ELECTRONIC FILING THRESHOLD

Section 302(a) of the Federal Election Campaign Act of 1971 (2 U.S.C. 434(a)) is amended by striking paragraph (11) and inserting the following:

(A) The Commission shall promulgate a regulation under which a person required to file a designation, statement, or report under this Act—

is required to maintain and file a designation, statement, or report for any calendar year in electronic form accessible by computers if the person has, or has reason to expect to have, aggregate contributions or expenditures in excess of a threshold amount determined by the Commission; and

may maintain and file a designation, statement, or report in electronic form or an alternative form if not required to do so under the regulation promulgated under clause (i).

The Commission shall make a designation, statement, report, or notification that is filed electronically with the Commission accessible to the public on the Internet not later than 24 hours after the designation, statement, report, or notification is received by the Commission.

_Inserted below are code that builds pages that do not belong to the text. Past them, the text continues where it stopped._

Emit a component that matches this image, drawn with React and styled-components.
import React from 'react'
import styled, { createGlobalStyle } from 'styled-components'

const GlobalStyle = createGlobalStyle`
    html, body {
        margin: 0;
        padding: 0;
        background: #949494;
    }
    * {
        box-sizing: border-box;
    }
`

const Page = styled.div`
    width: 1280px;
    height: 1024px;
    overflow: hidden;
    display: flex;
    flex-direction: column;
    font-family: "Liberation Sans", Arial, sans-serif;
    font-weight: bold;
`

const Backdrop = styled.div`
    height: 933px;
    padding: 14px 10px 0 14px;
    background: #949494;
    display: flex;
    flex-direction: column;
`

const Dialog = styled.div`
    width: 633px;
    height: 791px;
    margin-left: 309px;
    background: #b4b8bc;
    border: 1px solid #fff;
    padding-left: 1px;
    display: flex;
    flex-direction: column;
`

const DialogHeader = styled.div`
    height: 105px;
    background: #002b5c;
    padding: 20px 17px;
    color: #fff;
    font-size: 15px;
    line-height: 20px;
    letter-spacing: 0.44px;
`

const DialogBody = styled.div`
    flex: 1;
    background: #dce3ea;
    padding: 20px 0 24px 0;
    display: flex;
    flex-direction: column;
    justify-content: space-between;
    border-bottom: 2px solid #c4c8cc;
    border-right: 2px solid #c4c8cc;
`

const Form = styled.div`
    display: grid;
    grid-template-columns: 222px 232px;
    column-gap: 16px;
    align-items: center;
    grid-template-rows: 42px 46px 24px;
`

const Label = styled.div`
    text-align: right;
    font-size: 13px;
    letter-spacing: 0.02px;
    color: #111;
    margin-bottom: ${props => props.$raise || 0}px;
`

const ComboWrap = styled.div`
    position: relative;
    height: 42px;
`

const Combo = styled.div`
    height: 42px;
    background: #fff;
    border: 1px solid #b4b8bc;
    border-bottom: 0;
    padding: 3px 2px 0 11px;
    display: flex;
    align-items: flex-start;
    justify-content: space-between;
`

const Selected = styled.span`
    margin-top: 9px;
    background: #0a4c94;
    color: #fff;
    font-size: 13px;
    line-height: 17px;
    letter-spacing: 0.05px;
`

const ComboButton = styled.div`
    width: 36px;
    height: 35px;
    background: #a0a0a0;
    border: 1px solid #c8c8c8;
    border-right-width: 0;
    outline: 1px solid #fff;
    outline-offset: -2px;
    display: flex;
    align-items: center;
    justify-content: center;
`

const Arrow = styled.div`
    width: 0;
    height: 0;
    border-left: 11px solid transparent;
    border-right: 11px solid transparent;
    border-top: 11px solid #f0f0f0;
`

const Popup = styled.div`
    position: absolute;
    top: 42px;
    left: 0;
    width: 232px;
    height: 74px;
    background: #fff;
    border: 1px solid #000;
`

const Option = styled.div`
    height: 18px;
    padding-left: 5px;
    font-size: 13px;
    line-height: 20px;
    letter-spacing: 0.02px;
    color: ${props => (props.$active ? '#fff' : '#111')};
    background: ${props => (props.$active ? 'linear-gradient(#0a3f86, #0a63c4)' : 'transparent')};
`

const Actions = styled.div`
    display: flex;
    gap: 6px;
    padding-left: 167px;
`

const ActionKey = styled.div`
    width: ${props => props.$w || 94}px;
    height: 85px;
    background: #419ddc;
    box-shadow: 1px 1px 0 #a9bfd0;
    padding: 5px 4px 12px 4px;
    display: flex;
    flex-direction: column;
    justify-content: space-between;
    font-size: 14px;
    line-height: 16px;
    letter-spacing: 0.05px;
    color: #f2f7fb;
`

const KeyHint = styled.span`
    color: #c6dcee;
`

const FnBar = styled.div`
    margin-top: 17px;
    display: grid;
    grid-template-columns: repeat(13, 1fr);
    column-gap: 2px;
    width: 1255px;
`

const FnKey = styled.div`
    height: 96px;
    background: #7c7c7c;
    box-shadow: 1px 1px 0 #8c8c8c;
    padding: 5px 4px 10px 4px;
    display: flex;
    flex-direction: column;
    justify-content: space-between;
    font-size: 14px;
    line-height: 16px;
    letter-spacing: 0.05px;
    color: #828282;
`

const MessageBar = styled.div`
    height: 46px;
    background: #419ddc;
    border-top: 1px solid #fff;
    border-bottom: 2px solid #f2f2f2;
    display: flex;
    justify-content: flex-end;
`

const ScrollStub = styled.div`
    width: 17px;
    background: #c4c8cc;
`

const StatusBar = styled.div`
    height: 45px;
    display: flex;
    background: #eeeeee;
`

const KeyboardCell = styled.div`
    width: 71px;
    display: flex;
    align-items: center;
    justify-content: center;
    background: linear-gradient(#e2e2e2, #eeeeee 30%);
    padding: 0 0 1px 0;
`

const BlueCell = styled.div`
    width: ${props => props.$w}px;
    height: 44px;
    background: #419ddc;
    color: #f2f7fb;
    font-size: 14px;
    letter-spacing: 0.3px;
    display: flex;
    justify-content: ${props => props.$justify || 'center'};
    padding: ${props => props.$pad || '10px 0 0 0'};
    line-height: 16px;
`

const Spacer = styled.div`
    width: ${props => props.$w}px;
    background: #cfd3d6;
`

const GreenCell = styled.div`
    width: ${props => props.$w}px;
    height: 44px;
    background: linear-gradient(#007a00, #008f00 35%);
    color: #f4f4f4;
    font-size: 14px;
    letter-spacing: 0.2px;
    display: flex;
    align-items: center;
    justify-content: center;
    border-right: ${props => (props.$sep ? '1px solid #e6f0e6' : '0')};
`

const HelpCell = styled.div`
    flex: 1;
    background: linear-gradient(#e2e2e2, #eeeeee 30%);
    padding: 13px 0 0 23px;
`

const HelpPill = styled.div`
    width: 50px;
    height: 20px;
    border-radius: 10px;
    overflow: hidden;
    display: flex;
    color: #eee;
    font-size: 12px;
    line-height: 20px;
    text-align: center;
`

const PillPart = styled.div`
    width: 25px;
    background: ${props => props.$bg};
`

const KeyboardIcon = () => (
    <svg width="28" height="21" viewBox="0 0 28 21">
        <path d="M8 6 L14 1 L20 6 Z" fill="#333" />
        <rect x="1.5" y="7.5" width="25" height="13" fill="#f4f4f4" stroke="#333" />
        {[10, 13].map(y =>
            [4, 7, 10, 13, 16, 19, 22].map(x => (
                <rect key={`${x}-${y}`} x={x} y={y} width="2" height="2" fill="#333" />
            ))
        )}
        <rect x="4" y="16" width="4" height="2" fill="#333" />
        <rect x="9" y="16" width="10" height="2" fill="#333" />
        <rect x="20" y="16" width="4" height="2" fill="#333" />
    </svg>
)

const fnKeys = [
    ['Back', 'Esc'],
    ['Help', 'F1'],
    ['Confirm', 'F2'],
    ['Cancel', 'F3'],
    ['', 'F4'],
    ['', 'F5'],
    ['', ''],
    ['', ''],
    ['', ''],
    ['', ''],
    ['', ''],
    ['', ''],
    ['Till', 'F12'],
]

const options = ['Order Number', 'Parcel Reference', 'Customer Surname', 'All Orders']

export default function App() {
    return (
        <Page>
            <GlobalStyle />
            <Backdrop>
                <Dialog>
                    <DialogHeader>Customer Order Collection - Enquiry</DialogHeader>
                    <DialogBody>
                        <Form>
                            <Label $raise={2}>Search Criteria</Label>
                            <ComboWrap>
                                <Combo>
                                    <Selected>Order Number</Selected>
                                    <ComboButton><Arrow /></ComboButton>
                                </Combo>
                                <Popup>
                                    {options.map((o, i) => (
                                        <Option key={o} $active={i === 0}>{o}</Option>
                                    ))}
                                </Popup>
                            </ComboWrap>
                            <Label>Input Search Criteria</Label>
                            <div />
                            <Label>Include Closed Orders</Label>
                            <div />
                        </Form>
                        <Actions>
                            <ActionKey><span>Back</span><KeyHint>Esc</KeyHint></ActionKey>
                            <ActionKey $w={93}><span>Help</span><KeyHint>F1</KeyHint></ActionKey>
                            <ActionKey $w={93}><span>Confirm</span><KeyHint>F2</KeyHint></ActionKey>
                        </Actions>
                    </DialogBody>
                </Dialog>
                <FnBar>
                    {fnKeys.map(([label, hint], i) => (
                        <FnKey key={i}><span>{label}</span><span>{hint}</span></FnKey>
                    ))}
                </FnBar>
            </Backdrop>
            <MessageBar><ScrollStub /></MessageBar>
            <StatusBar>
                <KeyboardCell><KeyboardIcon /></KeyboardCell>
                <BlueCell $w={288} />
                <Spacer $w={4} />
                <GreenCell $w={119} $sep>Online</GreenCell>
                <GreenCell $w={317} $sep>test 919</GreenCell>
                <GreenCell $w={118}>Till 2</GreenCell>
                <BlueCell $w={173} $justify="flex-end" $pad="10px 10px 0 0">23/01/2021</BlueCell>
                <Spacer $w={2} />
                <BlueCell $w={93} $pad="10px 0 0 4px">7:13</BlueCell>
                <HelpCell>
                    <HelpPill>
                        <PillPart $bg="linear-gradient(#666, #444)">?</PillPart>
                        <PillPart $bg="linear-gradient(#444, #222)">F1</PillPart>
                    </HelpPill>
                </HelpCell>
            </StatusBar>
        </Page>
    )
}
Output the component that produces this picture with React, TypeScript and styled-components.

In promulgating a regulation under this paragraph, the Commission shall provide methods (other than requiring a signature on the document being filed) for verifying designations, statements, and reports covered by the regulation. Any document verified under any of the methods shall be treated for all purposes (including penalties for perjury) in the same manner as a document verified by signature.' .

 

 

Campaign-Cycle Reporting

Section: 2 U.S.C. 434

Recommendation: The Commission recommends that Congress revise the law to require authorized candidate committees to report on a campaign-to-date basis, rather than a calendar year cycle, as is now required.

Explanation: Under the current law, authorized committees must track contributions received in two different ways. First, to comply with the law’s reporting requirements, the committee must track donations on a calendar year basis. Second, to comply with the law’s contribution limits, the committee must track contributors’ donations on a per-election basis. Simplifying the law’s reporting requirement to allow reporting on a campaign-to-date basis would make the law’s recordkeeping requirements less burdensome to committees. (Likewise, the Commission recommends that contribution limits be placed on a campaign-cycle basis as well. See the recommendation entitled "Election Period Limitations.")

This change would also benefit public disclosure of campaign finance activity. Currently, contributions from an individual are itemized only if the individual donates more than $200 in the aggregate during a calendar year. Likewise, disbursements are itemized only if payments to a specific payee aggregate in excess of $200 during a calendar year. Requiring itemization once contributions from an individual or disbursements to a payee aggregate in excess of $200 during the campaign would capture information of interest to the public that is currently not available. Moreover, to determine the actual campaign finance activity of a committee, reporters and researchers must compile the total figures from several year-end reports. In the case of Senate campaigns, which may extend over a six-year period, this change would be particularly helpful.

Legislative Language:

CAMPAIGN CYCLE REPORTING

Paragraphs (2), (3), (4), (6), and (7) of section 304(b) of the Federal Election Campaign Act of 1971 (2 U.S.C. 434(b)(2), (3), (4), (6), and (7)), are amended by inserting after "calendar year" each place it appears the following: "(election cycle, in the case of an authorized committee of a candidate for Federal office)".

 

 

Contributions and Expenditures

Application of $25,000 Annual Limit

Section: 2 U.S.C. 441a(a)(3)

Recommendation: The Commission recommends that Congress consider modifying the provision that limits individual contributions to $25,000 per calendar year so that an individual’s contributions count against his or her annual limit for the year in which they are made.

Explanation: Section 441a(a)(3) now provides that a contribution to a candidate made in a nonelection year counts against the individual donor’s limit for the year in which the candidate’s election is held. This provision has led to some confusion among contributors. For example, a contributor wishing to support Candidate Smith in an election year contributes to her in November of the year before the election. The contributor assumes that the contribution counts against his limit for the year in which he contributed. Unaware that the contribution actually counts against the year in which Candidate Smith’s election is held, the contributor makes other contributions during the election year and inadvertently exceeds his $25,000 limit. By requiring contributions to count against the limit of the calendar year in which the donor contributes, confusion would be eliminated and fewer contributors would inadvertently violate the law. The change would offer the added advantage of enabling the Commission to better monitor the annual limit. Through the use of our data base, we could more easily monitor contributions made by one individual regardless of whether they were given to retire the debt of a candidate’s previous campaign, to support an upcoming election (two, four or six years in the future) or to support a PAC or party committee. Such an amendment would not alter the per candidate, per election limits. Nor would it affect the total amount that any individual could contribute in connection with federal elections.

Legislative Language:

APPLICATION OF $25,000 ANNUAL LIMIT

Section 315(a)(3) of the Federal Election Campaign Act of 1971 (2 U.S.C. 441a(a)(3)) is amended by striking the second sentence of that paragraph.